The body scan is about seeing our body as a perfect whole, united by the breath flowing in and out of the body.

The body scan is not for everybody, and it is not always the meditation of choice even for those who love it. But it is extremely useful and good to know about and practice from time to time, whatever your circumstances or condition. If you think of your body as a musical instrument, the body scan is a way of tuning it. If you think of it as a universe, the body scan is a way to come to know it. If you think of your body as a house, the body scan is a way to throw open all the windows and doors and let the fresh air of awareness sweep it clean
– Jon Kabat-Zin

a paradise beach

Breathing exercise for anxiety


While stress is generally a response to an external cause such as getting fired, breaking up with a partner or meeting a tight deadline at work, the root of anxiety is internal.
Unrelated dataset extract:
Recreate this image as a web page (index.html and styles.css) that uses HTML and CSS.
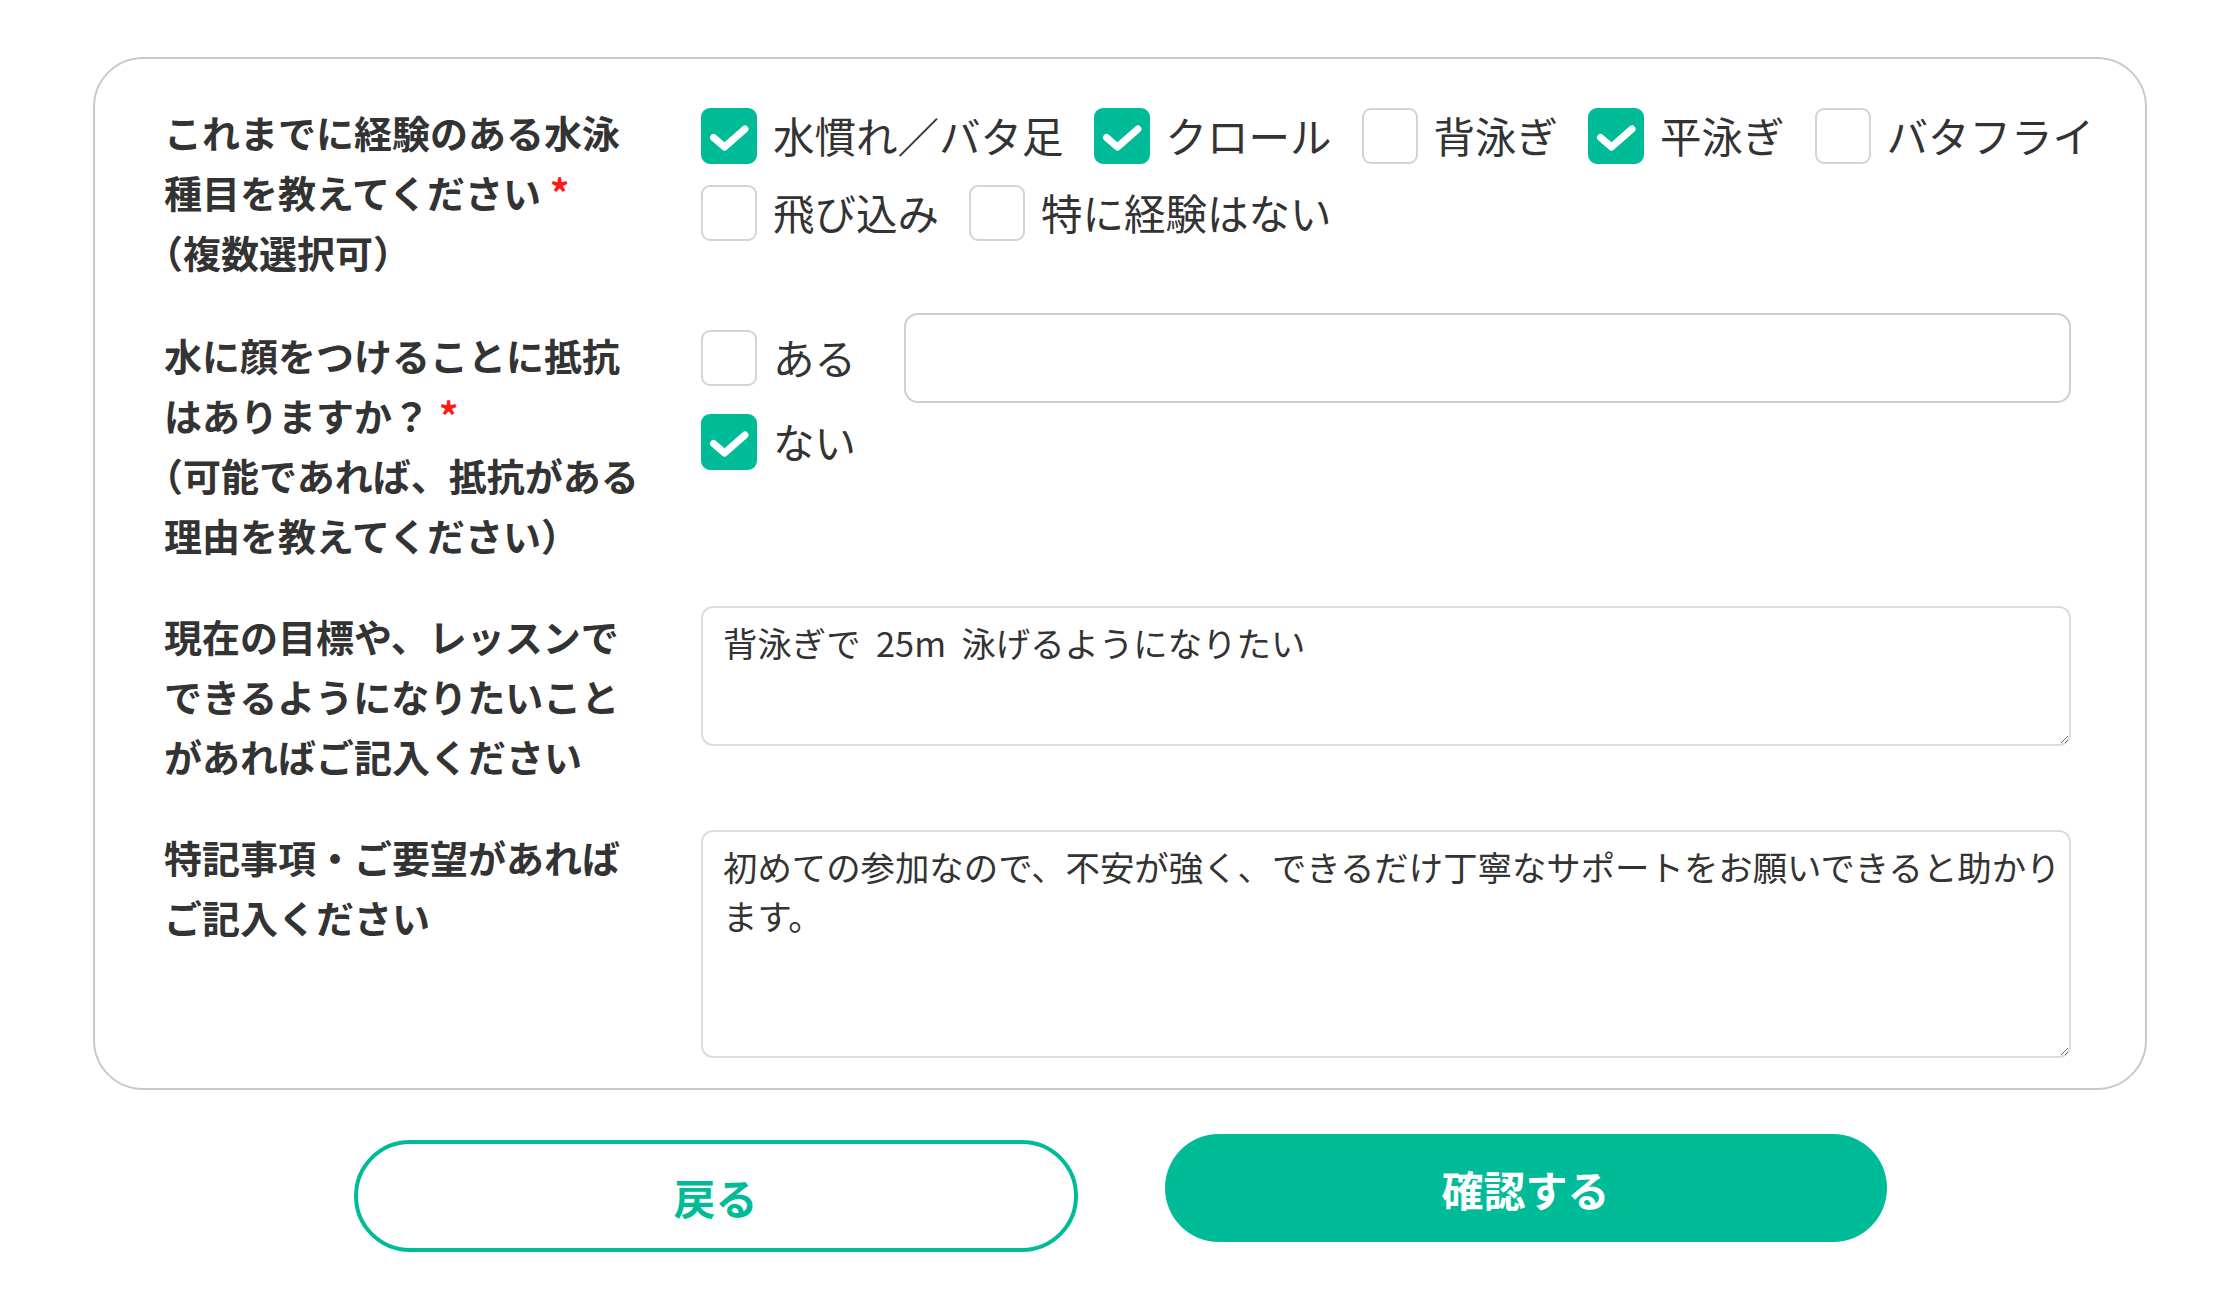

Anxiety is a person’s reaction to stress and is usually characterized by an underlying feeling of worry, apprehension, fear and dread. Unlike stress, anxiety persists even after the troubling situation has passed. We are all prone to momentary anxiety from time to time and it happens when we let our worrying thoughts get the better of us. 

The best way to ease anxiety is to get out of our worrying minds. A great exercise for this is to visualize your happy place!

let’s get visualizing!

  • Sit comfortably, with your back resting against a wall or back of a chair.
  • Close your eyes and become aware of your breath.
  • Begin visualizing your happy place. It could be on a beach, on a mountain, a jungle lagoon or somewhere you may have visited on vacation.
  • Start by noticing the environment around you. What do you see? What do you smell? What can you hear? What does the ground feel like underneath you?
  • Don’t think too much about it. Just allow yourself to freely imagine. There is no right or wrong. This is your make-believe magical world.
  • Make more of a conscious effort to relax your body, taking deeper, fuller breaths 
  • Remember, it’s just you in your safe, comfortable, relaxing, happy place.
  • Start becoming aware of how you feel. Feel what total freedom feels like.
  • Waves of stressful thoughts may enter but as soon as you notice them or feel their tension, breathe them away and come back to your safe, happy place.
  • Stay here for as long as you wish.
  • When you are ready, open your eyes and begin to notice how different your body and mind feel.

Stress is one of the biggest killers. Just 10 minutes a day of either one of these 3 exercises will begin to change how you react to your environment, bringing you more peace of mind, more ease in the body, better health and a greater sense of well-being. 

Please note, these exercises are designed to help those dealing with moderate levels of stress, tension and anxiety.  Those who suffer from chronic conditions should consider seeing a licensed mental health care professional.